Johann Bernhard Vermehren (6 June 1777 in Lübeck - 29 November 1803 in Jena) was an early Romantic poet and scholar.

He earned a doctoral degree in philosophy from the University of Jena in 1799, obtaining habilitation one year later and teaching as Privatdozent until his early death from scarlet fever.
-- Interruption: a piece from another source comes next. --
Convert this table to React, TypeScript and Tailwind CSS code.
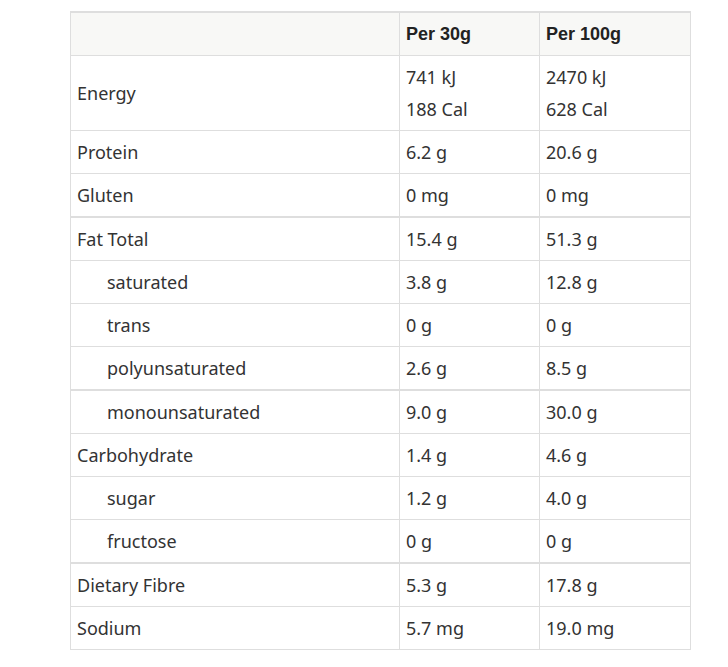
import React from 'react';

type Row = {
  label: string;
  a: string[];
  b: string[];
  indent?: boolean;
  groupStart?: boolean;
};

const ROWS: Row[] = [
  { label: 'Energy', a: ['741 kJ', '188 Cal'], b: ['2470 kJ', '628 Cal'] },
  { label: 'Protein', a: ['6.2 g'], b: ['20.6 g'] },
  { label: 'Gluten', a: ['0 mg'], b: ['0 mg'] },
  { label: 'Fat Total', a: ['15.4 g'], b: ['51.3 g'], groupStart: true },
  { label: 'saturated', a: ['3.8 g'], b: ['12.8 g'], indent: true },
  { label: 'trans', a: ['0 g'], b: ['0 g'], indent: true },
  { label: 'polyunsaturated', a: ['2.6 g'], b: ['8.5 g'], indent: true },
  { label: 'monounsaturated', a: ['9.0 g'], b: ['30.0 g'], indent: true, groupStart: true },
  { label: 'Carbohydrate', a: ['1.4 g'], b: ['4.6 g'] },
  { label: 'sugar', a: ['1.2 g'], b: ['4.0 g'], indent: true },
  { label: 'fructose', a: ['0 g'], b: ['0 g'], indent: true },
  { label: 'Dietary Fibre', a: ['5.3 g'], b: ['17.8 g'], groupStart: true },
  { label: 'Sodium', a: ['5.7 mg'], b: ['19.0 mg'] },
];

// Value cell: multi-line values (energy) get tighter padding, 32px per line.
function Values({ lines }: { lines: string[] }) {
  if (lines.length > 1) {
    return (
      <div className="py-[5px] leading-[32px]">
        {lines.map((l) => (
          <div key={l}>{l}</div>
        ))}
      </div>
    );
  }
  return <div className="py-[8px] leading-[26px]">{lines[0]}</div>;
}

export default function App() {
  return (
    <div className="min-h-[667px] bg-white pt-[11px] pl-[70px] font-['Noto_Sans',sans-serif] text-[18px] text-[#333]">
      <table className="w-[620px] table-fixed border-collapse border-t-2 border-[#dedede]">
        <colgroup>
          <col className="w-[329px]" />
          <col className="w-[140px]" />
          <col className="w-[151px]" />
        </colgroup>
        <thead>
          <tr className="bg-[#f8f8f6]">
            <th className="border border-[#dedede]" />
            <th className="border border-[#dedede] px-[6px] py-[8px] text-left font-['Liberation_Sans',sans-serif] text-[18px] font-bold leading-[26px] text-[#222]">
              Per 30g
            </th>
            <th className="border border-[#dedede] px-[6px] py-[8px] text-left font-['Liberation_Sans',sans-serif] text-[18px] font-bold leading-[26px] text-[#222]">
              Per 100g
            </th>
          </tr>
        </thead>
        <tbody>
          {ROWS.map((r) => (
            <tr key={r.label} className={r.groupStart ? 'border-t-2 border-[#dedede]' : ''}>
              <td className={`border border-[#dedede] align-middle leading-[26px] ${r.indent ? 'pl-[36px]' : 'pl-[6px]'}`}>
                {r.label}
              </td>
              <td className="border border-[#dedede] px-[6px] align-middle">
                <Values lines={r.a} />
              </td>
              <td className="border border-[#dedede] px-[6px] align-middle">
                <Values lines={r.b} />
              </td>
            </tr>
          ))}
        </tbody>
      </table>
    </div>
  );
}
His first poems appeared in Friedrich Schiller's Musenalmanach. The appearance in 1800 of his ten Letters on a Reassessment of Friedrich Schlegel's "Lucinde" brought him to the attention of the author in question; however, in general, criticism of the 350-page work was biting, and it was quickly superseded by Friedrich Schleiermacher's Vertraute Briefe ("Familiar letters") on the same subject. With Schlegel's assistance, Vermehren produced two issues of his own Musenalmanach, the first at Leipzig in 1802 and the second at Jena the next year. They contained fifteen poems by Schlegel and the work of Sophie Mereau (1770–1806), Stephan August Winkelmann (1780–1806), Klopstock and Hölderlin.

Family tradition ascribed to him the book Jesus, wie er lebte und lehrte which was published in Halle in 1799, and in the last year of his life he wrote a fairy-tale, "Schloss Rosenthal" ("Rosenthal Castle"). On 2 December 1803, Goethe mentioned the death slightingly in a letter to Schiller: "Poor Vermehren has died. Probably he would still be living had he continued writing his mediocre verse. The post office job has proved fatal."
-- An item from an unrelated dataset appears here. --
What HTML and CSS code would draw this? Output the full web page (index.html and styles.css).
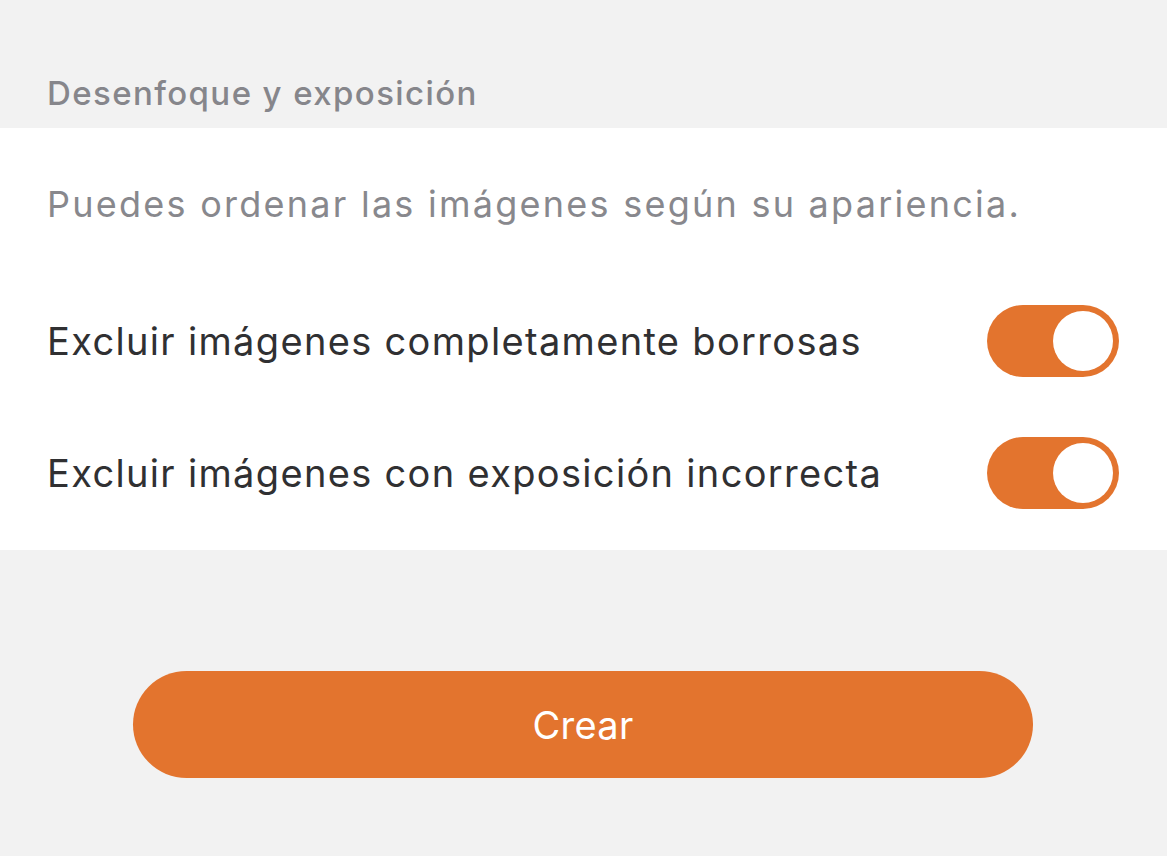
FILE: index.html
```html
<!DOCTYPE html>
<html lang="es">
<head>
<meta charset="utf-8">
<link rel="stylesheet" href="styles.css">
</head>
<body>
<div class="page">
  <div class="section-header">Desenfoque y exposición</div>
  <div class="card">
    <p class="desc">Puedes ordenar las imágenes según su apariencia.</p>
    <div class="row">
      <span class="label">Excluir imágenes completamente borrosas</span>
      <span class="toggle"><span class="knob"></span></span>
    </div>
    <div class="row">
      <span class="label">Excluir imágenes con exposición incorrecta</span>
      <span class="toggle"><span class="knob"></span></span>
    </div>
  </div>
  <div class="actions">
    <button class="btn">Crear</button>
  </div>
</div>
</body>
</html>
```
FILE: styles.css
```css
html, body {
  margin: 0;
  padding: 0;
  background: #f2f2f2;
}
body {
  font-family: "Inter", "Noto Sans", sans-serif;
  width: 1167px;
  height: 856px;
  overflow: hidden;
}
.page {
  display: flex;
  flex-direction: column;
}
.section-header {
  height: 128px;
  box-sizing: border-box;
  padding: 73px 0 0 47px;
  font-size: 33px;
  line-height: 40px;
  font-weight: 500;
  letter-spacing: 1.4px;
  color: #86868b;
}
.card {
  background: #ffffff;
  height: 422px;
  box-sizing: border-box;
  padding: 54px 48px 11px 47px;
  display: flex;
  flex-direction: column;
}
.desc {
  margin: 0 0 49px 0;
  font-size: 36px;
  line-height: 44px;
  letter-spacing: 2.25px;
  color: #88888d;
}
.row {
  height: 132px;
  display: flex;
  align-items: center;
  justify-content: space-between;
}
.label {
  font-size: 38px;
  line-height: 132px;
  letter-spacing: 1.33px;
  color: #303032;
}
.toggle {
  position: relative;
  width: 132px;
  height: 72px;
  border-radius: 36px;
  background: #e3742e;
  flex: none;
}
.knob {
  position: absolute;
  right: 6px;
  top: 6px;
  width: 60px;
  height: 60px;
  border-radius: 50%;
  background: #ffffff;
}
.actions {
  display: flex;
  justify-content: center;
  padding-top: 121px;
}
.btn {
  width: 900px;
  height: 107px;
  border: none;
  border-radius: 54px;
  background: #e3742e;
  color: #ffffff;
  font-family: "Inter", "Noto Sans", sans-serif;
  font-size: 38px;
  font-weight: 400;
  letter-spacing: 0.3px;
  margin-left: -1px;
}
```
Vermehren married on 20 April 1801. His wife was Henriette Eber, twelve years older, a widow of the Jena Postmaster and daughter of the privy councillor Prof. Johann Ludwig von Eckardt (1732–1800). They had one son, Johann Bernhard Vermehren, who would become a privy councillor in the Supreme Court of Appeals for the Ernestine duchies. After Vermehren's death, Henriette (died 1842) married the mathematician Johann Heinrich Voigt (1751–1823).

==Bibliography==

- Peter Guttkuhn: Vergebens um Goethes und Schillers Gunst gebuhlt. Zum 200. Todestag des Romantikers Johann Bernhard Vermehren. In: Lübeckische Blätter, Lübeck 2003, pages 325–329.
- Oskar F. Walzel: Vermehren: Johann Bernhard. In: Allgemeine Deutsche Biographie (ADB). Band 39, Duncker & Humblot, Leipzig 1895, pages 623–626.